Polystyrene (PS) nanoparticles were prepared via a nanoprecipitation process. The influence of the pH of the buffer solution used during the immobilization process on the loading of Candida antarctica lipase B (Cal-B) and on the hydrolytic activity (hydrolysis of p-nitrophenyl acetate) of the immobilized Cal-B was studied. The pH of the buffer solution has no influence on enzyme loading, while immobilized enzyme activity is very dependent on the pH of adsorption. Cal-B immobilized on PS nanoparticles in buffer solution pH 6.8 performed higher hydrolytic activity than crude enzyme powder and Novozyme 435.

Effect of Candida antarctica Lipase B Immobilization on the Porous Structure of the Carrier

A series of poly(GMA-co-EGDMA) resins with identical composition but varying particle sizes, pore radii, specific surface areas and specific volumes are studied to assess how Candida antarctica lipase B immobilization affects the porosity of the copolymer particles. Mercury porosimetry reveals a significant change in the average pore size (up to 6.1-fold), the specific surface area (up to 3.2-fold) and the specific volume (up to 2.1-fold) of the epoxy resin. A similar behaviour is observed for glutaraldehyde-modified epoxy resins. The influences of the resin porosity properties on the loading of Candida antarctica lipase B during immobilization and on the hydrolytic activity (hydrolysis of p-nitrophenyl acetate) of the immobilized lipase are studied.

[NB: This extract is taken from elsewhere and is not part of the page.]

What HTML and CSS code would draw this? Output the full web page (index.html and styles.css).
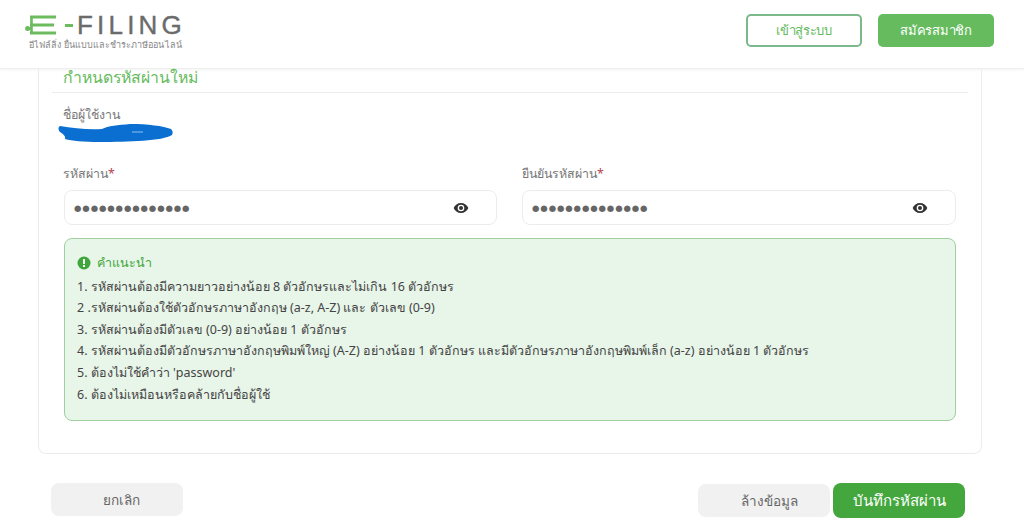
FILE: index.html
```html
<!DOCTYPE html>
<html lang="th">
<head>
  <meta charset="UTF-8">
  <title>E-Filing - กำหนดรหัสผ่านใหม่</title>
  <link rel="stylesheet" href="styles.css">
</head>
<body>

  <header class="topbar">
    <div class="logo">
      <div class="logo-main">
        <svg class="logo-mark" width="32" height="20" viewBox="0 0 32 20">
          <path d="M5 2H31M5 10H29M5 18H31" stroke="#6cbb5f" stroke-width="3.2" fill="none"/>
          <path d="M6.500 1V19M2 13.500H6.500" stroke="#6cbb5f" stroke-width="2.6" fill="none"/>
          <circle cx="2.600" cy="13.500" r="2.500" fill="#6cbb5f"/>
        </svg>
        <span class="logo-dash"></span>
        <span class="logo-text">FILING</span>
      </div>
      <div class="logo-sub">อีไฟล์ลิ่ง ยื่นแบบและชำระภาษีออนไลน์</div>
    </div>
    <div class="topbar-actions">
      <a class="btn btn-outline">เข้าสู่ระบบ</a>
      <a class="btn btn-green">สมัครสมาชิก</a>
    </div>
  </header>

  <main class="card">
    <h2 class="card-title">กำหนดรหัสผ่านใหม่</h2>

    <div class="card-body">
      <div class="user-label">ชื่อผู้ใช้งาน</div>
      <svg class="scribble" width="116" height="20" viewBox="0 0 116 20">
        <path d="M2 3C15 5 30 7 44 6C50 3 60 2 72 1C90 1 105 3 113 6C115 8 115 10 114 12C105 18 70 19 42 19C25 19 14 18 7 16C8 13 5 11 2 9C0 7 0 4 2 3Z" fill="#0a6fd0"/>
        <path d="M74 9H85" stroke="#8fc3ee" stroke-width="1"/>
      </svg>

      <div class="password-row">
        <div class="field">
          <label>รหัสผ่าน<span class="req">*</span></label>
          <div class="input-box">
            <span class="dots">●●●●●●●●●●●●●●</span>
            <svg class="eye" width="16" height="16" viewBox="0 0 24 24"><path fill="#333" d="M12 4.500C7 4.500 2.700 7.600 1 12c1.700 4.400 6 7.500 11 7.500s9.300-3.100 11-7.500c-1.700-4.400-6-7.500-11-7.500zm0 12.500a5 5 0 1 1 0-10 5 5 0 0 1 0 10zm0-8a3 3 0 1 0 0 6 3 3 0 0 0 0-6z"/></svg>
          </div>
        </div>
        <div class="field field-confirm">
          <label>ยืนยันรหัสผ่าน<span class="req">*</span></label>
          <div class="input-box">
            <span class="dots">●●●●●●●●●●●●●●</span>
            <svg class="eye" width="16" height="16" viewBox="0 0 24 24"><path fill="#333" d="M12 4.500C7 4.500 2.700 7.600 1 12c1.700 4.400 6 7.500 11 7.500s9.300-3.100 11-7.500c-1.700-4.400-6-7.500-11-7.500zm0 12.500a5 5 0 1 1 0-10 5 5 0 0 1 0 10zm0-8a3 3 0 1 0 0 6 3 3 0 0 0 0-6z"/></svg>
          </div>
        </div>
      </div>

      <div class="hint">
        <div class="hint-title">
          <svg width="14" height="14" viewBox="0 0 14 14"><circle cx="7" cy="7" r="6.500" fill="#3fa63c"/><rect x="6" y="3" width="2" height="5" fill="#fff"/><rect x="6" y="9" width="2" height="2" fill="#fff"/></svg>
          คำแนะนำ
        </div>
        <div>1. รหัสผ่านต้องมีความยาวอย่างน้อย 8 ตัวอักษรและไม่เกิน 16 ตัวอักษร</div>
        <div>2 .รหัสผ่านต้องใช้ตัวอักษรภาษาอังกฤษ (a-z, A-Z) และ ตัวเลข (0-9)</div>
        <div>3. รหัสผ่านต้องมีตัวเลข (0-9) อย่างน้อย 1 ตัวอักษร</div>
        <div>4. รหัสผ่านต้องมีตัวอักษรภาษาอังกฤษพิมพ์ใหญ่ (A-Z) อย่างน้อย 1 ตัวอักษร และมีตัวอักษรภาษาอังกฤษพิมพ์เล็ก (a-z) อย่างน้อย 1 ตัวอักษร</div>
        <div>5. ต้องไม่ใช้คำว่า 'password'</div>
        <div>6. ต้องไม่เหมือนหรือคล้ายกับชื่อผู้ใช้</div>
      </div>
    </div>
  </main>

  <footer class="actions">
    <a class="btn btn-grey btn-cancel">ยกเลิก</a>
    <div class="actions-right">
      <a class="btn btn-grey btn-clear">ล้างข้อมูล</a>
      <a class="btn btn-save">บันทึกรหัสผ่าน</a>
    </div>
  </footer>

</body>
</html>
```

FILE: styles.css
```css
:root {
  --green: #66bb5e;
  --green-dark: #43a73d;
  --grey-btn: #f1f1f1;
  --line: #ececec;
  --text: #444;
  --muted: #777;
}

html, body {
  height: 100%;
}

body {
  margin: 0;
  height: 525px;
  overflow: hidden;
  background-color: #fff;
  color: var(--text);
  font-family: "Noto Sans", "Open Sans", "DejaVu Sans", sans-serif;
  font-size: 13px;
}

.topbar {
  box-sizing: border-box;
  height: 69px;
  padding: 14px 30px 0 25px;
  display: flex;
  justify-content: space-between;
  align-items: flex-start;
  border-bottom: 1px solid #eee;
  box-shadow: 0 1px 3px rgba(0,0,0,0.05);
}

.logo-main {
  display: flex;
  align-items: center;
  height: 22px;
}

.logo-mark {
  flex: none;
}

.logo-dash {
  width: 8px;
  height: 3px;
  margin: 0 4px 0 8px;
  background-color: #6cbb5f;
}

.logo-text {
  font-family: "Liberation Sans", sans-serif;
  font-size: 26px;
  line-height: 22px;
  letter-spacing: 4.2px;
  color: #6b6b6b;
  -webkit-text-stroke: 0.4px #6b6b6b;
}

.logo-sub {
  margin: 2px 0 0 4px;
  font-size: 9px;
  line-height: 13px;
  letter-spacing: 0.05px;
  color: #888;
  white-space: nowrap;
}

.topbar-actions {
  display: flex;
  gap: 16px;
}

.btn {
  box-sizing: border-box;
  display: flex;
  align-items: center;
  justify-content: center;
  width: 116px;
  height: 33px;
  border-radius: 5px;
  font-size: 13px;
  font-weight: 500;
}

.btn-outline {
  border: 2px solid #7cb98a;
  color: var(--green);
  letter-spacing: -0.3px;
}

.btn-green {
  background-color: var(--green);
  color: #fff;
  letter-spacing: -0.3px;
}

.card {
  box-sizing: border-box;
  width: 944px;
  height: 385px;
  margin-left: 38px;
  padding: 0 13px;
  border: 1px solid var(--line);
  border-top: none;
  border-radius: 0 0 8px 8px;
}

.card-title {
  margin: 0;
  height: 23px;
  padding-left: 11px;
  border-bottom: 1px solid var(--line);
  font-size: 15.800px;
  font-weight: 500;
  line-height: 16px;
  color: var(--green);
}

.card-body {
  padding: 12px 12px 0;
}

.user-label {
  margin-left: -1px;
  font-size: 12.400px;
  line-height: 20px;
  color: var(--muted);
}

.scribble {
  display: block;
  margin: -2px 0 0 -6px;
}

.password-row {
  display: grid;
  grid-template-columns: 433px 434px;
  gap: 25px;
  margin-top: 21px;
}

.field label {
  display: block;
  height: 26px;
  margin-left: -1px;
  font-size: 12.400px;
  line-height: 20px;
  color: var(--muted);
}

.field-confirm label {
  margin-left: 0;
}

.req {
  color: #b5434f;
}

.input-box {
  box-sizing: border-box;
  height: 35px;
  padding: 0 27px 0 9px;
  display: flex;
  align-items: center;
  justify-content: space-between;
  border: 1px solid var(--line);
  border-radius: 8px;
}

.dots {
  font-family: "DejaVu Sans", sans-serif;
  font-size: 8.500px;
  letter-spacing: 0.900px;
  color: #666;
}

.hint {
  box-sizing: border-box;
  width: 892px;
  height: 183px;
  margin-top: 13px;
  padding: 13px 12px;
  background-color: #e8f5e9;
  border: 1px solid #9fce9f;
  border-radius: 8px;
  font-size: 12.500px;
  line-height: 21.600px;
  color: var(--text);
}

.hint-title {
  display: flex;
  align-items: center;
  gap: 6px;
  margin-bottom: 2px;
  font-weight: 500;
  color: var(--green-dark);
}

.actions {
  display: flex;
  justify-content: space-between;
  align-items: flex-start;
  padding: 29px 59px 0 51px;
}

.actions .btn {
  width: 132px;
  height: 33px;
  border-radius: 8px;
}

.actions-right {
  display: flex;
  align-items: flex-start;
  gap: 3px;
}

.actions .btn-clear {
  margin-top: 1px;
  padding-left: 10px;
  font-size: 13.500px;
}

.actions .btn-cancel {
  padding-left: 8px;
  font-size: 13.500px;
}

.actions .btn-save {
  height: 35px;
  font-size: 15px;
}

.btn-grey {
  background-color: var(--grey-btn);
  color: #666;
}

.btn-save {
  background-color: var(--green-dark);
  color: #fff;
}
```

Formation, topography and reactivity of Candida antarctica lipase B immobilized on silicon surface

Abstract Candida antarctica lipase B (CaLB) was immobilized on silicon wafers previously modified with aminopropyltriethoxysilane (APTES) and activated with glutaraldehyde (GLA). The various steps of immobilization were characterized using transmission FTIR, AFM, contact angle measurements and XPS. Furthermore, the formation of APTES films during the initial immobilization step was additionally analyzed by ellipsometry and an ‘island’ monolayer film formation was revealed. When the concentration of APTES was increased, the amount of immobilized lipase also increased. On the other hand, while the activity of immobilized enzyme in lipase-catalyzed transesterification of 6,8-difluoro-4-methylumbelliferyl octanoate initially increased, showing the highest value when 0.00050% w/v APTES solution was used for the initial immobilization step, it subsequently decreased. Comparison of enzyme activity and surface filling results indicate that there has to be multilayer formation in the enzyme layer, as revealed by AFM images and determination of enzyme loading.